Editor’s note: This post was originally posted on July 25, 2018.

Editor’s note: TLAP offers confidential assistance for lawyers, law students, and judges with substance use or mental health issues. Call or text TLAP at 1-800-343-8527 (TLAP) or find more information at tlaphelps.org.

A little over four years ago, I believed my life was over. Not because of the consequences from my drinking, but because I knew I could not go on with drinking the way I did.

But what would be the point of living if I did not have alcohol?

I am not sure if I progressed into drinking alcoholically or if I ever had control, but when I took the first drink, I had little to no control over the amount I would drink or what I would do.

I was in my last year of law school and, although I drank almost every night regardless, my only coping skill was to drink when I felt any sort of pain or anxiety. The next morning, I would always swear I would not drink that day, but by that evening, I would be in line buying wine. Not only would I continue to drink through the night, I often drove to get more alcohol or to party with other people just to not feel so alone.

Even though I knew when I drank that I would binge and make dangerous or risky decisions, I still felt determined that I could control my drinking and behavior afterward, because I could not imagine living without alcohol. So I kept drinking. I drank before classes and during finals.

In between graduating law school and starting to study for bar review, I was arrested and charged with a DWI. I swore to my family and friends that I was done. Beyond the criminal consequences, I knew my family and friends were angry and afraid, and I knew I would be facing potential consequences with my license to practice. Because I knew I had nothing else, I went to a psychiatrist who prescribed me Xanax.

I felt trapped, hated myself, and was extremely suicidal. I ended up using Xanax like I drank and also drank again. All within a week, I ended up being admitted into treatment for depression.

After leaving treatment, I decided to continue with outpatient treatment and bar review. I did not feel like I had time to stop. While in both treatment programs, it was recommended to me that I go into Alcoholics Anonymous. However, I told them that I could not because I did not believe in “God” and the steps mention a “Higher Power.” I also did not want to stay stopped forever. I was then told that as part of defending my criminal case, I needed to go to meetings. A week after I started attending meetings, I was told to get a sponsor.

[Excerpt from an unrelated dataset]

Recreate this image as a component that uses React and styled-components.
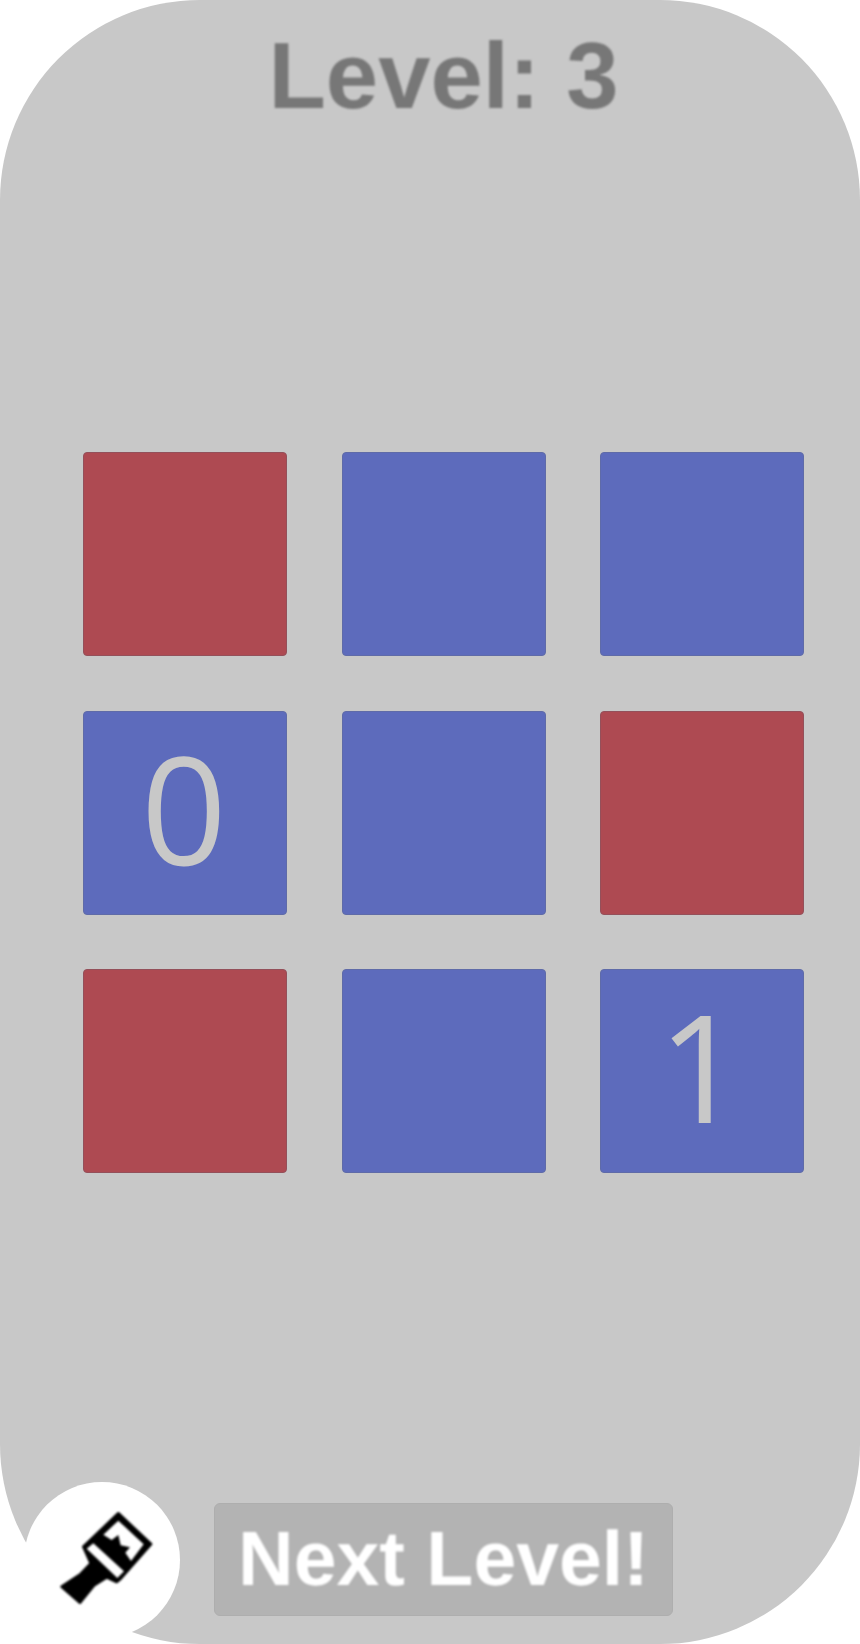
import React from "react";
import styled, { createGlobalStyle } from "styled-components";

const Global = createGlobalStyle`
  html, body { margin: 0; padding: 0; background: #fff; }
  * { box-sizing: border-box; }
`;

const Screen = styled.main`
  position: relative;
  width: 860px;
  height: 1644px;
  padding: 0 56px 28px 83px;
  display: flex;
  flex-direction: column;
  background: #c8c8c8;
  border-radius: 200px;
  font-family: "Liberation Sans", Arial, sans-serif;
  text-rendering: geometricPrecision;
`;

const Title = styled.h1`
  margin: 26px 0 0;
  height: 100px;
  line-height: 100px;
  font-size: 94px;
  font-weight: 700;
  text-align: center;
  color: #777;
  filter: blur(0.8px);
`;

const Board = styled.section`
  margin-top: 326px;
  display: grid;
  grid-template-columns: repeat(3, 204px);
  grid-auto-rows: 204px;
  gap: 54.5px;
`;

const Tile = styled.div`
  display: flex;
  align-items: center;
  justify-content: center;
  border-radius: 4px;
  border: 1px solid ${(p) => (p.$red ? "#94505a" : "#5f6ba8")};
  background: ${(p) => (p.$red ? "#ae4a52" : "#5d6bbc")};
  color: #c8c8c8;
  font-family: "Open Sans", "Liberation Sans", sans-serif;
  font-size: 150px;
  line-height: 1;
`;

const TileLabel = styled.span`
  filter: blur(0.6px);
  transform: translate(-1px, -6px);
`;

const Footer = styled.footer`
  margin-top: auto;
  display: flex;
  justify-content: center;
`;

const NextButton = styled.button`
  width: 459px;
  height: 113px;
  padding: 0;
  border: 1px solid #aeaeae;
  border-radius: 6px;
  background: #b3b3b3;
  color: #fff;
  font-family: inherit;
  font-size: 77px;
  font-weight: 700;
  text-rendering: geometricPrecision;
`;

const ButtonLabel = styled.span`
  display: block;
  filter: blur(0.8px);
`;

const BrushBadge = styled.div`
  position: absolute;
  left: 24px;
  top: 1482px;
  width: 156px;
  height: 156px;
  border-radius: 50%;
  background: #fff;
  display: flex;
  align-items: center;
  justify-content: center;
`;

const BrushSvg = styled.svg`
  margin-left: 16px;
  filter: blur(0.9px);
`;

const BrushIcon = () => (
  <BrushSvg width="120" height="120" viewBox="0 0 360 360">
    <path
      d="M205 40 L303 132 L212 236 L200 246 L170 232 L132 256 L90 308 L35 260 L92 222 L122 190 L100 140 Z"
      fill="#000"
      stroke="#000"
      strokeWidth="8"
      strokeLinejoin="round"
    />
    <path
      d="M205 62 L281 133 L243 183 L226 158 L240 142 L212 136 L205 105 L185 120 L160 104 Z"
      fill="#fff"
    />
    <path d="M130 130 L222 214 L202 234 L110 146 Z" fill="#fff" />
  </BrushSvg>
);

const tiles = [
  { red: true }, {}, {},
  { label: "0" }, {}, { red: true },
  { red: true }, {}, { label: "1" },
];

export default function App() {
  return (
    <>
      <Global />
      <Screen>
        <Title>Level: 3</Title>
        <Board>
          {tiles.map((t, i) => (
            <Tile key={i} $red={t.red}>
              {t.label && <TileLabel>{t.label}</TileLabel>}
            </Tile>
          ))}
        </Board>
        <Footer>
          <NextButton>
            <ButtonLabel>Next Level!</ButtonLabel>
          </NextButton>
        </Footer>
        <BrushBadge>
          <BrushIcon />
        </BrushBadge>
      </Screen>
    </>
  );
}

Getting into recovery has been the scariest and most amazing gift I have received. I walked into a room full of people who appeared normal and yet talked about feelings and things they had done that I had felt and done. I never had that connection with anyone I had met before.

At that point, I only wanted to receive my family and friends’ forgiveness and to get rid of the potential criminal and licensure consequences so that I could get back to what I wanted to do. I am so grateful that because of the pendency of my case, I had time to sit and listen.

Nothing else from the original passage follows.